雇用保険の被保険者が、要介護状態にある家族を介護するために介護休業を取得した場合、一定要件を満たせば、介護休業期間中に休業開始時賃金月額の67%の介護休業給付金が支給されます。
介護休業制度の概要|厚生労働省
勤務する会社の制度はもちろん、公的機関の支援なども含めて、利用できる制度をフル活用できるように情報収集を行いましょう。
あらかじめ準備をしておく
誰もがビジネスケアラーになり得る現在の日本ですが、あらかじめ準備をしておくことも自助努力として必要になってきます。
- 貯蓄
- 介護に関する基礎的な知識の習得
- 利用できる制度
- 相談できる窓口
など、自分でできることから少しずつ準備しておきましょう。
介護保険サービスを最大限利用する
介護保険の受給が決定した場合は、公的な介護サービスを受けることができます。
すべてを自分で賄おうというのは無理なコトですので、利用できる介護保険サービスを最大限利用しましょう。

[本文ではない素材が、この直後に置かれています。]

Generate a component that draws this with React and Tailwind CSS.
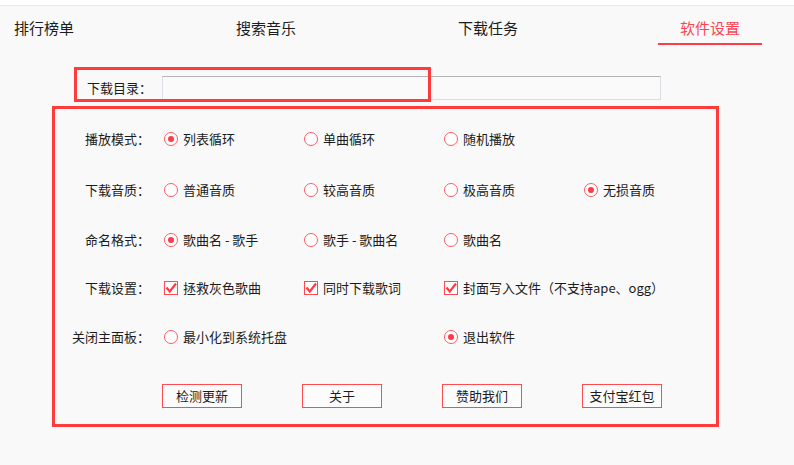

介護保険サービスにはさまざまな種類があり、介護度によって利用できる種類や回数などが異なります。
介護保険サービスの詳細については『介護保険サービスを使いたい!要介護・要支援認定の申請方法』の記事で詳しく解説していますので、参考にしてください。
自分のケアも忘れない
ビジネスケアラーの特徴として挙げられるのは自分の時間がないということです。
仕事・介護に加えて、育児や家事などを並行してこなしている人もいます。
忙しい中でも、自分のケアを忘れないようにしましょう。
- 適度に休みを取る
- 悩みを相談できる第三者と話をする
など、自分の時間を作って心身ともに休める状況を意識的に作る必要があります。
そのためには介護保険サービスの利用はもちろん、費用はかかりますが介護保険外のサービスなどを利用することも検討してください。

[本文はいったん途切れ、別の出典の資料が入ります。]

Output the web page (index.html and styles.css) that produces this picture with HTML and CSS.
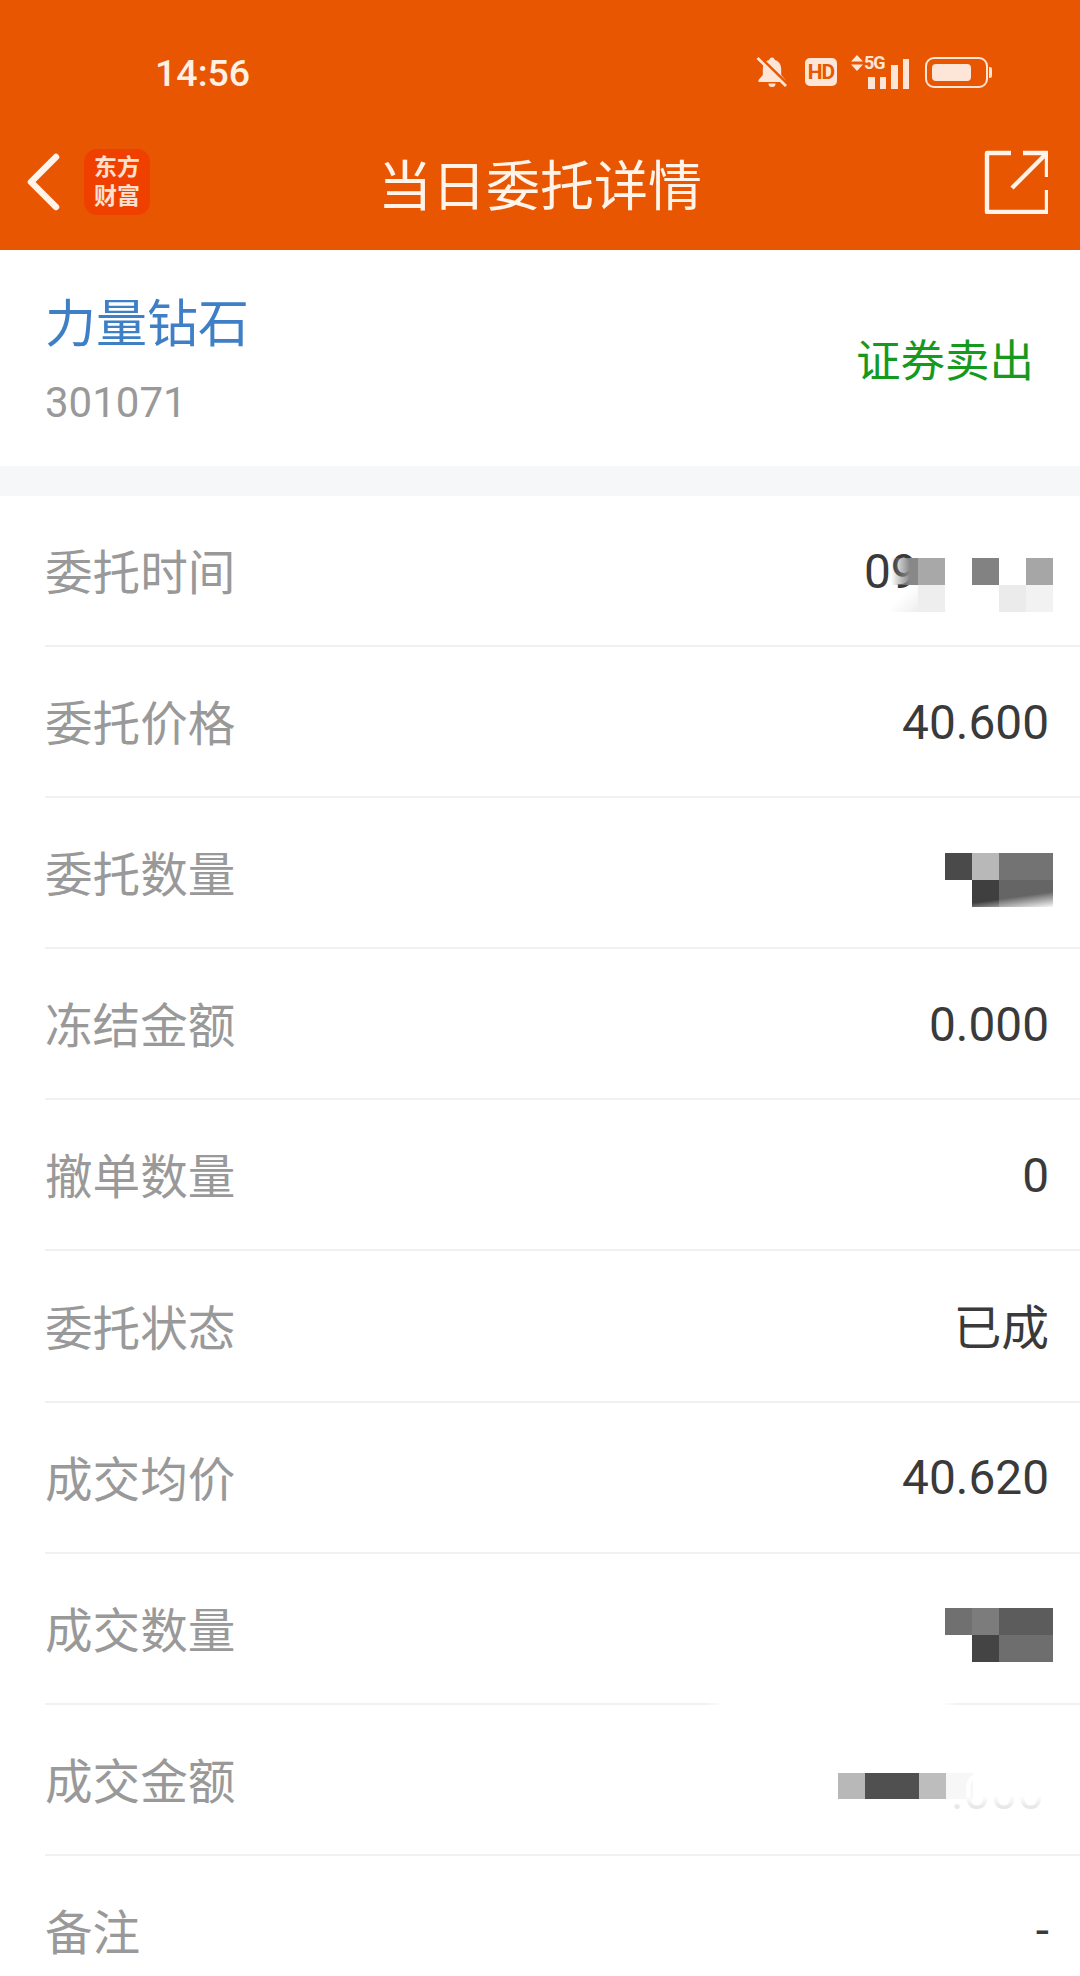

決して一人で抱え込むことがないように、受けられるサポートや相談窓口の利用を積極的に行いましょう。
まとめ

超高齢化社会を迎えつつある日本において、ビジネスケアラーは社会全体の課題として取り組む必要があります。
自分一人で抱え込むことによって、介護離職による経済的な困窮を招いたり、介護者自身が心身ともに疲弊したりするリスクがあることを理解しておくことがポイントです。
ビジネスケアラーの支援は、少しずつですが拡充してきています。
利用できる制度や公的サービスなどを十分に活用し、自分のケアを忘れないようにしましょう。